Sans doute il y a-t-il cela aussi de merveilleux dans cet opéra de Haendel, l’attention portée par le compositeur à ne mettre réellement aucun rôle en retrait, offrant même aux personnages a priori secondaires de beaux moments d’expression. A ce jeu, le jeune Alex Rosen, dont la stabilité et la maturité de la voix tranchent avec des traits encore juvéniles, campe un Roi d’Ecosse chaleureux et bienveillant envers sa fille et Ariodante en début d’œuvre, et qui lui non plus non plus ne sera pas épargné par le doute, la colère face à la possible forfaiture, avant de finalement offrir dans le troisième acte la figure non plus royale mais tout simplement paternelle d’un homme soucieux du bonheur de sa fille (Al sen ti stringo, Acte III). Une distribution relevée de laquelle il ne faudrait oublier le ténor Nicolas Phan (Luciarno, frère de Ariodante et amoureux de Dalinda) dont la voix laissant transparaître une belle sensibilité convient tout à fait au rôle.
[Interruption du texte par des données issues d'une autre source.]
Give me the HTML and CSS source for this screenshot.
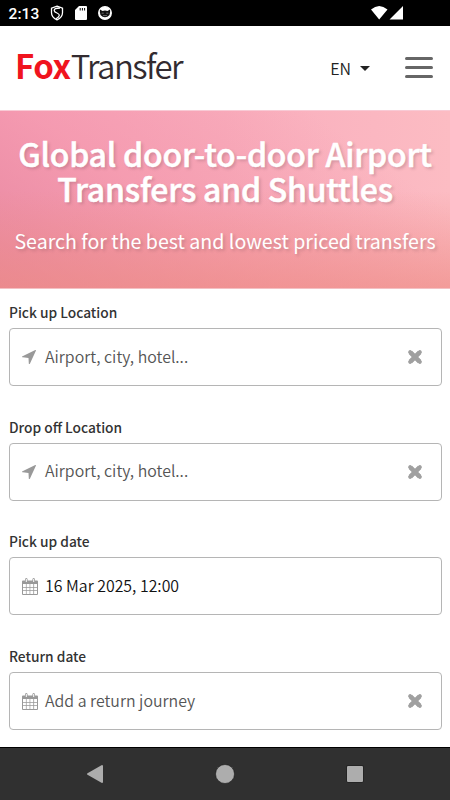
FILE: index.html
```html
<!DOCTYPE html>
<html lang="en">
<head>
<meta charset="utf-8">
<meta name="viewport" content="width=device-width, initial-scale=1">
<title>FoxTransfer</title>
<link rel="stylesheet" href="styles.css">
</head>
<body>
<svg class="defs" width="0" height="0">
  <symbol id="arrow" viewBox="0 0 14 14"><path d="M14 .6 8 13.500q-.3.500-.7.500-.5 0-.5-.6L6.500 8 .7 7.300Q0 7.200 0 6.700q0-.3.500-.5L13.300 0q.7-.1.700.6z"/></symbol>
  <symbol id="cross" viewBox="0 0 16 16"><path d="M3.400 3.400 12.600 12.600M12.600 3.400 3.400 12.600" fill="none" stroke="currentColor" stroke-width="4.600"/><path d="M3 3 13 13M13 3 3 13" fill="none" stroke="currentColor" stroke-width="3.600" stroke-linecap="round"/><path d="M2.500 2.500 13.500 13.500M13.500 2.500 2.500 13.500" fill="none" stroke="currentColor" stroke-width="3.600"/></symbol>
  <symbol id="calendar" viewBox="0 0 16 17"><path fill-rule="evenodd" d="M1 2.500h2V1.600Q3 0 4.300 0t1.300 1.600v.9h4.800v-.9Q10.400 0 11.700 0T13 1.600v.9h2q1 0 1 1V16q0 1-1 1H1q-1 0-1-1V3.500q0-1 1-1zM1 6V9h2.900V6zm3.600 0V9h3V6zm3.700 0V9h3V6zm3.800 0V9H15V6zM1 9.800v2.500h2.900V9.800zm3.600 0v2.500h3V9.800zm3.700 0v2.500h3V9.800zm3.800 0v2.500H15V9.800zM1 13v3h2.900v-3zm3.600 0v3h3v-3zm3.700 0v3h3v-3zm3.800 0v3H15v-3z"/><path d="M4.300 1v3M11.700 1v3" stroke="#fff" stroke-width="1"/></symbol>
</svg>

<div class="status">
  <span class="clock">2:13</span>
  <svg class="shield" width="14" height="16" viewBox="0 0 14 16"><path d="M7 1.200 12.500 3.200v4.500q0 4.600-5.500 7.100Q1.500 12.300 1.500 7.700V3.200z" fill="none" stroke="#fff" stroke-width="1.300"/><path d="M10 3Q4 3 4.200 5.600 4.500 7.200 7 8q2.500 1 2.300 2.500-.3 1.600-3.300 3.300" fill="none" stroke="#fff" stroke-width="1.300"/></svg>
  <svg class="sd" width="12" height="14" viewBox="0 0 12 14"><path fill="#fff" d="M4 0h7q1 0 1 1v12q0 1-1 1H1q-1 0-1-1V4z"/><path d="M5.200 2v2.500M7.400 2v2.500M9.600 2v2.500" stroke="#000" stroke-width="1"/></svg>
  <svg class="face" width="14" height="14" viewBox="0 0 14 14"><circle cx="7" cy="7" r="6.300" fill="#fff" stroke="#fff" stroke-width="1.300"/><path d="M2 3.500 4.500 5Q7 4 9.500 5L12 3.500q.6 3-.5 5.500Q9.500 11.200 7 11.200T2.500 9Q1.400 6.500 2 3.500z" fill="#111"/><path d="M3.700 7.200h2M8.300 7.200h2M5 9.600h4" stroke="#888" stroke-width=".8"/></svg>
  <svg class="signal" width="34" height="16" viewBox="0 0 34 16"><path fill="#fff" d="M1 4.500Q9.200-2.500 17.500 4.500L9.200 14.500zM33 1v13.500H19.500z"/></svg>
</div>

<header class="header">
  <div class="logo"><span class="fox">Fox</span><span class="transfer">Transfer</span></div>
  <div class="lang">EN<span class="caret"></span></div>
  <div class="menu"><i></i><i></i><i></i></div>
</header>

<section class="hero">
  <h1>Global door-to-door Airport<br>Transfers and Shuttles</h1>
  <p>Search for the best and lowest priced transfers</p>
</section>

<main class="form">
  <div class="group">
    <label>Pick up Location</label>
    <div class="field"><svg class="arrow"><use href="#arrow"/></svg><span>Airport, city, hotel...</span><svg class="cross"><use href="#cross"/></svg></div>
  </div>
  <div class="group">
    <label>Drop off Location</label>
    <div class="field"><svg class="arrow"><use href="#arrow"/></svg><span>Airport, city, hotel...</span><svg class="cross"><use href="#cross"/></svg></div>
  </div>
  <div class="group">
    <label>Pick up date</label>
    <div class="field filled"><svg class="calendar"><use href="#calendar"/></svg><span>16 Mar 2025, 12:00</span></div>
  </div>
  <div class="group">
    <label>Return date</label>
    <div class="field"><svg class="calendar"><use href="#calendar"/></svg><span>Add a return journey</span><svg class="cross"><use href="#cross"/></svg></div>
  </div>
</main>

<nav class="navbar">
  <svg width="18" height="20" viewBox="0 0 18 20"><path d="M2 10 16 2v16z" fill="#adadad" stroke="#adadad" stroke-width="2" stroke-linejoin="round"/></svg>
  <svg width="20" height="20" viewBox="0 0 20 20"><circle cx="10" cy="10" r="9.500" fill="#adadad" stroke="#181818" stroke-width=".6"/></svg>
  <svg width="18" height="18" viewBox="0 0 18 18"><rect x=".5" y=".5" width="17" height="17" rx="1.500" fill="#adadad" stroke="#111" stroke-width=".8"/></svg>
</nav>
</body>
</html>
```
FILE: styles.css
```css
* { box-sizing: border-box; }
body {
  margin: 0;
  width: 450px;
  height: 800px;
  overflow: hidden;
  display: flex;
  flex-direction: column;
  background: #fff;
  font-family: "Noto Sans CJK SC", "Noto Sans", sans-serif;
}
.defs { display: block; flex: none; height: 0; }
.status {
  flex: none;
  height: 26px;
  background: #000;
  color: #fff;
  display: flex;
  align-items: center;
  padding: 0 46px 0 8px;
}
.clock { width: 42px; font: 500 15.500px/26px Roboto, sans-serif; letter-spacing: .1px; padding: 1px 0 0 .5px; }
.sd { margin-left: 11px; }
.face { margin-left: 11px; }
.signal { margin-left: auto; }
.header {
  flex: none;
  height: 84px;
  display: flex;
  align-items: center;
  padding: 0 17px 0 15px;
}
.logo { height: 84px; font-size: 33px; line-height: 79px; white-space: nowrap; }
.fox { color: #f0141e; font-weight: 700; letter-spacing: -.4px; }
.transfer { color: #322b30; font-weight: 350; letter-spacing: -1.600px; }
.lang { margin-left: auto; display: flex; align-items: center; font-size: 16px; line-height: 20px; color: #222; font-weight: 350; }
.caret { margin-left: 9px; border: 5px solid transparent; border-top-color: #222; border-bottom: 0; }
.menu { width: 28px; margin: -1px 0 0 35px; display: flex; flex-direction: column; gap: 6px; }
.menu i { height: 3px; border-radius: 2px; background: #666; }
.hero {
  flex: none;
  height: 179px;
  padding-top: 25px;
  text-align: center;
  color: #fff;
  white-space: nowrap;
  border-top: 1px solid #f8cad5;
  border-bottom: 1px solid #f4c0c3;
  background:
    linear-gradient(to bottom, rgba(240, 140, 130, 0) 45%, rgba(238, 140, 130, .6) 100%),
    linear-gradient(35deg, rgba(225, 125, 148, .75) 0%, rgba(240, 140, 160, .45) 40%, rgba(250, 165, 190, 0) 80%),
    linear-gradient(90deg, #f9a5bf 0%, #f9adbd 50%, #fcbcc3 100%);
}
.hero h1 { margin: 0; font-size: 32px; line-height: 35px; font-weight: 500; letter-spacing: -.23px; -webkit-text-stroke: .5px #fff; text-shadow: 2px 2px 3px rgba(90, 60, 70, .24); }
.hero p { margin: 20px 0 0; font-size: 19.600px; line-height: 30px; text-shadow: 2px 2px 3px rgba(90, 60, 70, .24); }
.form { flex: 1; min-height: 0; padding: 12px 8px 0 9px; }
.group { height: 114.700px; }
.group label { display: block; height: 27px; font-size: 13.750px; line-height: 22px; font-weight: 500; color: #333; }
.field {
  height: 58px;
  border: 1px solid #b5b5b5;
  border-radius: 4px;
  display: flex;
  align-items: center;
  padding: 0 18px 0 12px;
  font-size: 15.900px;
  font-weight: 350;
  color: #555;
  white-space: nowrap;
}
.field span { line-height: 24px; margin-top: -1px; }
.filled { color: #111; }
.field svg { flex: none; fill: #999; color: #a0a0a0; }
.arrow { width: 14px; height: 14px; margin-right: 9px; }
.calendar { width: 16px; height: 17px; margin-right: 7px; }
.cross { width: 16px; height: 16px; margin-left: auto; }
.navbar {
  flex: none;
  height: 53px;
  background: #303030;
  border-top: 1px solid #000;
  display: flex;
  align-items: center;
  justify-content: space-between;
  padding: 0 86px;
}
```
Le public ne se trompa pas sur la qualité d’une distribution ne souffrant d’aucune mésalliance et portée par l’extatique Franco Fagioli, réservant aux interprètes et à l’orchestre Il Pomo d’Oro une ovation en fin de représentation faisant se lever une partie de l’assemblée. Ainsi en est-il des destinées et si Haendel ne convainc pas le public londonien de 1735 avec cet Ariodante rapidement tombé dans les limbes, la majesté condensée des airs de ce dernier emporta, une fois de plus, le public parisien de l’avenue Montaigne.